Sentence Semantic Matching Based on 3D CNN for Human Robot Language Interaction

The development of cognitive robotics brings an attractive scenario where humans and robots cooperate to accomplish specific tasks. To facilitate this scenario, cognitive robots are expected to have the ability to interact with humans with natural language, which depends on natural language understanding (NLU) technologies. As one core task in NLU, sentence semantic matching (SSM) has widely existed in various interaction scenarios. Recently, deep learning-based methods for SSM have become predominant due to their outstanding performance. However, each sentence consists of a sequence of words, and it is usually viewed as one-dimensional (1D) text, leading to the existing available neural models being restricted into 1D sequential networks. A few researches attempt to explore the potential of 2D or 3D neural models in text representation. However, it is hard for their works to capture the complex features in texts, and thus the achieved performance improvement is quite limited. To tackle this challenge, we devise a novel 3D CNN-based SSM (3DSSM) method for human-robot language interaction.
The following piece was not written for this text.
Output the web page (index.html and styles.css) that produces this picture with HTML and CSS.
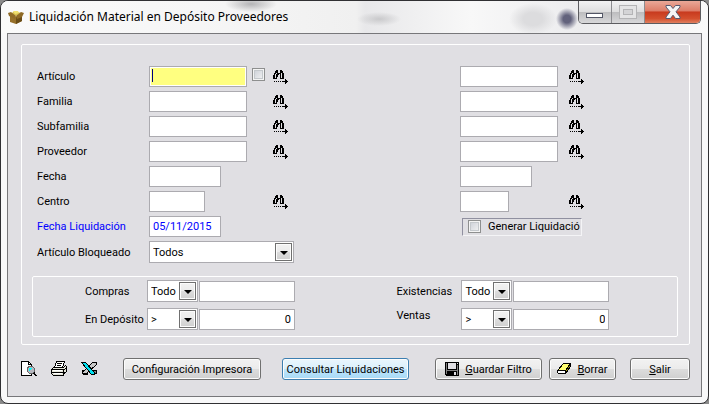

Specifically, first, a specific architecture called feature cube network is designed to transform a 1D sentence into a multi-dimensional representation named as semantic feature cube. Then, a 3D CNN module is employed to learn a semantic representation for the semantic feature cube by capturing both the local features embedded in word representations and the sequential information among successive words in a sentence. Given a pair of sentences, their representations are concatenated together to feed into another 3D CNN to capture the interactive features between them to generate the final matching representation. Finally, the semantic matching degree is judged with the sigmoid function by taking the learned matching representation as the input. Extensive experiments on two real-world datasets demonstrate that 3DSSM is able to achieve comparable or even better performance over the state-of-The-Art competing methods.